Recognizing and overcoming context dependency in the application of a
machine learning tool for counting stomata in Setaria versus maize
Abstract
Stomata, microscopic pores on leaf surfaces, regulate the uptake of
carbon dioxide and the simultaneous loss of water vapor by leaves. New
image acquisition and analysis methods are allowing high-throughput
phenotyping of stomatal patterning, which in turn have been applied to
better understand the genetic basis of variation in certain species.

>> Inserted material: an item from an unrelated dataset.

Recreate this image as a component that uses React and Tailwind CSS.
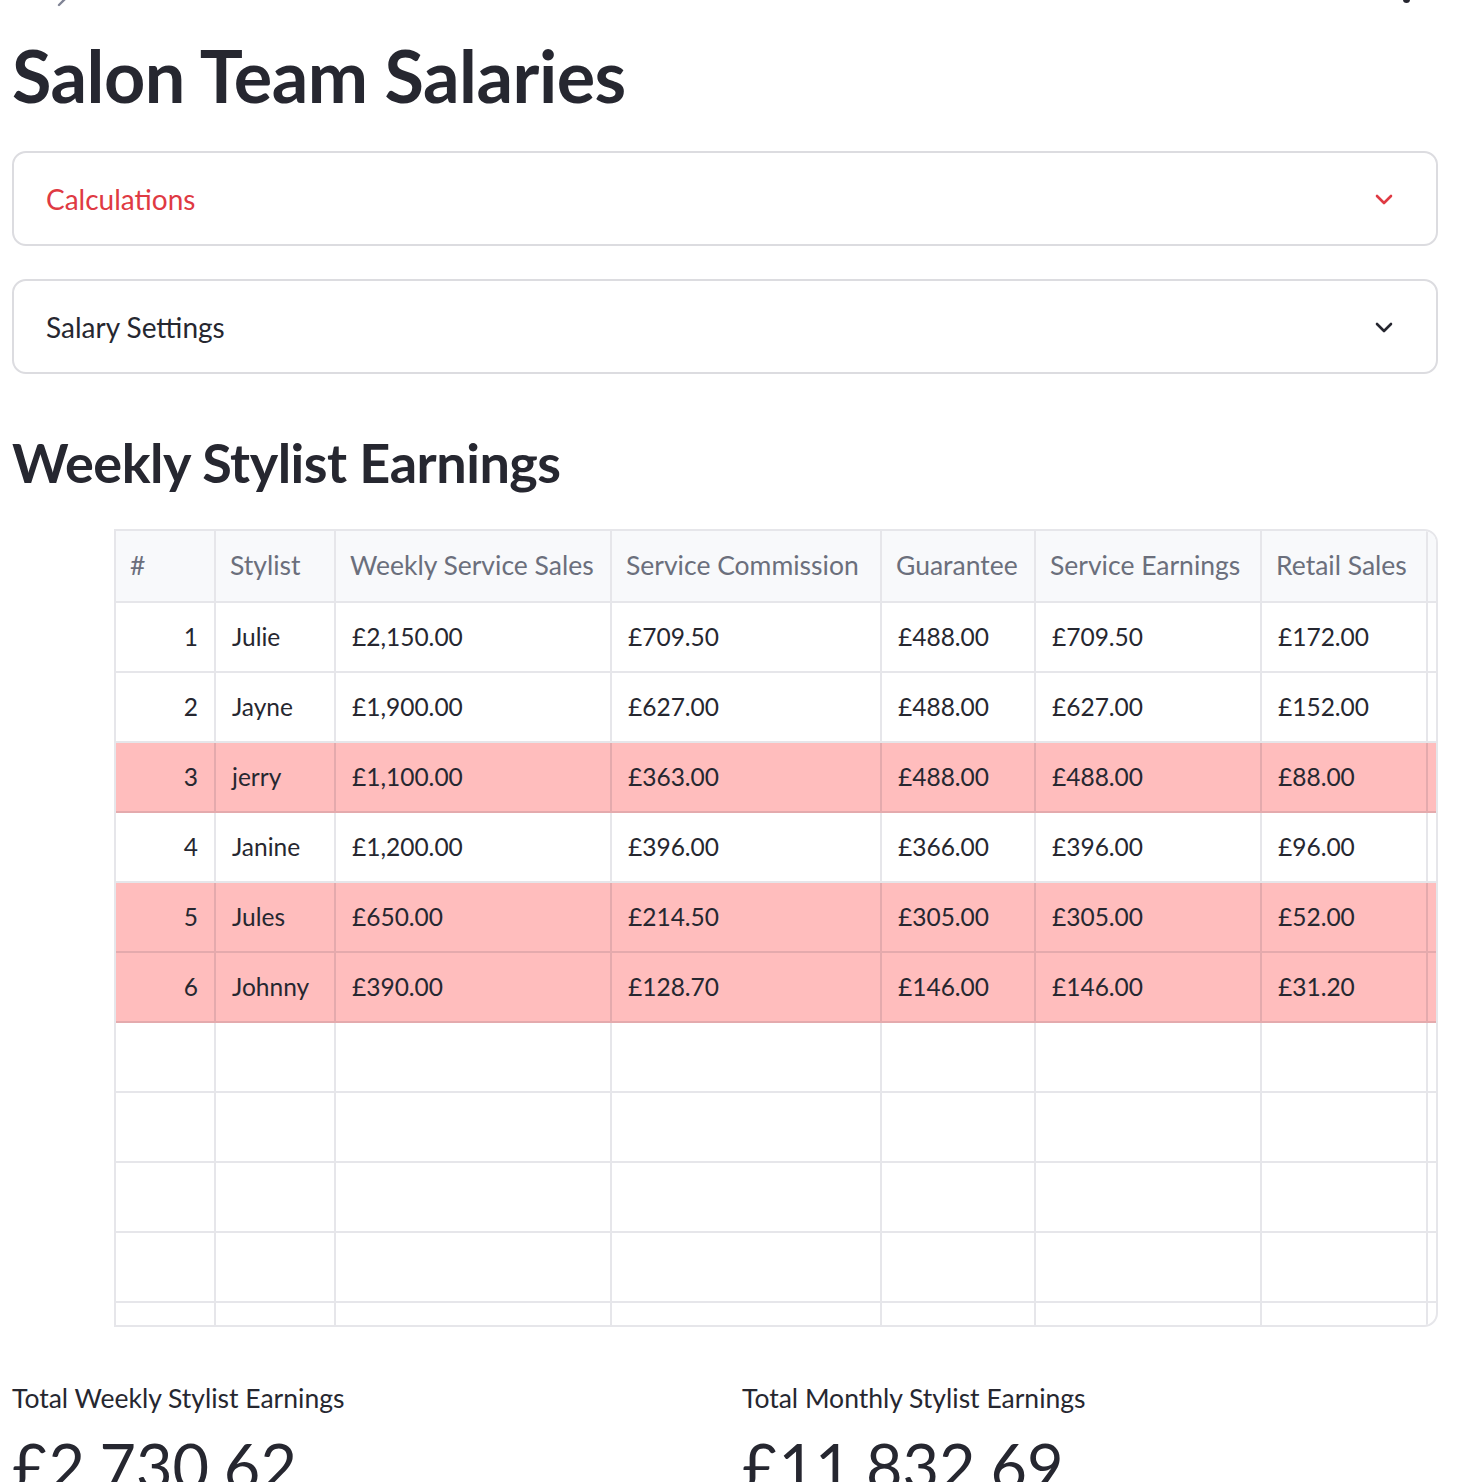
import React from "react";

const font = { fontFamily: "Lato, 'Noto Sans', sans-serif" };

const rows = [
    { n: 1, name: "Julie", sales: "£2,150.00", comm: "£709.50", guar: "£488.00", earn: "£709.50", retail: "£172.00", flag: false },
    { n: 2, name: "Jayne", sales: "£1,900.00", comm: "£627.00", guar: "£488.00", earn: "£627.00", retail: "£152.00", flag: false },
    { n: 3, name: "jerry", sales: "£1,100.00", comm: "£363.00", guar: "£488.00", earn: "£488.00", retail: "£88.00", flag: true },
    { n: 4, name: "Janine", sales: "£1,200.00", comm: "£396.00", guar: "£366.00", earn: "£396.00", retail: "£96.00", flag: false },
    { n: 5, name: "Jules", sales: "£650.00", comm: "£214.50", guar: "£305.00", earn: "£305.00", retail: "£52.00", flag: true },
    { n: 6, name: "Johnny", sales: "£390.00", comm: "£128.70", guar: "£146.00", earn: "£146.00", retail: "£31.20", flag: true },
];

const headers = ["#", "Stylist", "Weekly Service Sales", "Service Commission", "Guarantee", "Service Earnings", "Retail Sales", ""];

const cols = "grid grid-cols-[100px_120px_276px_270px_154px_226px_166px_12px]";

const Chevron = ({ color }) => (
    <svg width="24" height="24" viewBox="0 0 24 24" fill="none" stroke={color} strokeWidth="2.6" strokeLinecap="round" strokeLinejoin="round">
        <path d="M5 9l7 7 7-7" />
    </svg>
);

const Expander = ({ label, red }) => (
    <div className="h-[95px] border-2 border-[#dcdce0] rounded-[14px] flex items-center justify-between pl-[32px] pr-[40px]">
        <span className={`text-[28px] ${red ? "text-[#df3a43]" : "text-[#262730]"}`}>{label}</span>
        <Chevron color={red ? "#df3a43" : "#262730"} />
    </div>
);

const Cell = ({ children, right, flag, last }) => (
    <div
        className={`h-[70px] flex items-center px-[16px] text-[24.5px] text-[#262730] border-b-2 ${last ? "" : "border-r-2"} ${
            flag ? "bg-[#ffbdbd] border-[#e4aaad]" : "border-[#e6e6ea]"
        } ${right ? "justify-end" : ""}`}
    >
        {children}
    </div>
);

export default function App() {
    return (
        <div className="bg-white min-h-screen overflow-hidden" style={font}>
            <div className="h-[12px] relative">
                <svg className="absolute left-[50px] -top-[13px]" width="24" height="24" viewBox="0 0 24 24" fill="none" stroke="#808495" strokeWidth="2.4" strokeLinecap="round">
                    <path d="M9 6l6 6-6 6" />
                </svg>
                <div className="absolute left-[1403px] -top-[4px] w-[7px] h-[7px] rounded-full bg-[#262730]" />
            </div>
            <div className="px-[12px] pr-[20px]">
                <h1 className="text-[72px] font-bold text-[#262730] leading-none mt-[27px] tracking-[-0.5px]">Salon Team Salaries</h1>
                <div className="mt-[40px] flex flex-col gap-[33px]">
                    <Expander label="Calculations" red />
                    <Expander label="Salary Settings" />
                </div>
                <h2 className="text-[54px] font-bold text-[#262730] leading-none mt-[62px] tracking-[-0.5px]">Weekly Stylist Earnings</h2>
                <div className="ml-[102px] mt-[39px] w-[1324px] h-[798px] border-2 border-[#e6e6ea] rounded-r-[14px] overflow-hidden">
                    <div className={`${cols} bg-[#f8f9fb]`}>
                        {headers.map((h, i) => (
                            <div key={i} className={`h-[72px] flex items-center px-[14px] text-[26.5px] text-[#6b6f7c] whitespace-nowrap border-b-2 border-[#e6e6ea] ${i < 7 ? "border-r-2" : ""}`}>
                                {h}
                            </div>
                        ))}
                    </div>
                    {rows.map((r) => (
                        <div key={r.n} className={cols}>
                            <Cell right flag={r.flag}>{r.n}</Cell>
                            <Cell flag={r.flag}>{r.name}</Cell>
                            <Cell flag={r.flag}>{r.sales}</Cell>
                            <Cell flag={r.flag}>{r.comm}</Cell>
                            <Cell flag={r.flag}>{r.guar}</Cell>
                            <Cell flag={r.flag}>{r.earn}</Cell>
                            <Cell flag={r.flag}>{r.retail}</Cell>
                            <Cell flag={r.flag} last />
                        </div>
                    ))}
                    {[0, 1, 2, 3, 4].map((k) => (
                        <div key={k} className={cols}>
                            {headers.map((_, i) => (
                                <Cell key={i} last={i === 7} />
                            ))}
                        </div>
                    ))}
                </div>
                <div className="grid grid-cols-2 gap-[34px] mt-[58px]">
                    <div>
                        <div className="text-[26.5px] text-[#262730] leading-none">Total Weekly Stylist Earnings</div>
                        <div className="text-[63px] text-[#262730] leading-none mt-[22px]">£2,730.62</div>
                    </div>
                    <div>
                        <div className="text-[26.5px] text-[#262730] leading-none">Total Monthly Stylist Earnings</div>
                        <div className="text-[63px] text-[#262730] leading-none mt-[22px]">£11,832.69</div>
                    </div>
                </div>
            </div>
        </div>
    );
}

However, it takes considerable data and effort to train the models, and
their ability to accurately detect epidermal structures is constrained
to morphologies found within the training data. This issue of context
dependency, the inability to perform effectively in novel contexts, is
the main hurdle preventing widespread adoption of machine learning in
high-throughput phenotyping of intraspecific, interspecific, and
environmental variation. Here we show the limited ability of a Mask-RCNN
tool, which was previously trained and successfully applied to Zea mays,
to analyze images from a closely related grass, Setaria viridis. We then
demonstrate successful retraining of the tool to cope with the novel
diversity presented by this new species. The stomatal complexes in
optical tomography images of mature Setaria leaves were accurately
identified by comparison to expert raters (R2 = 0.84). This study
highlights the challenge of context dependency for widespread
application of machine learning tools for phenotyping plant traits, even
in closely related species. At the same time, it also provides a new
tool that can be applied to leverage Setaria as a model C4 species,
while also providing a roadmap for translation of a machine learning to
analyze stomatal patterning in new plant species.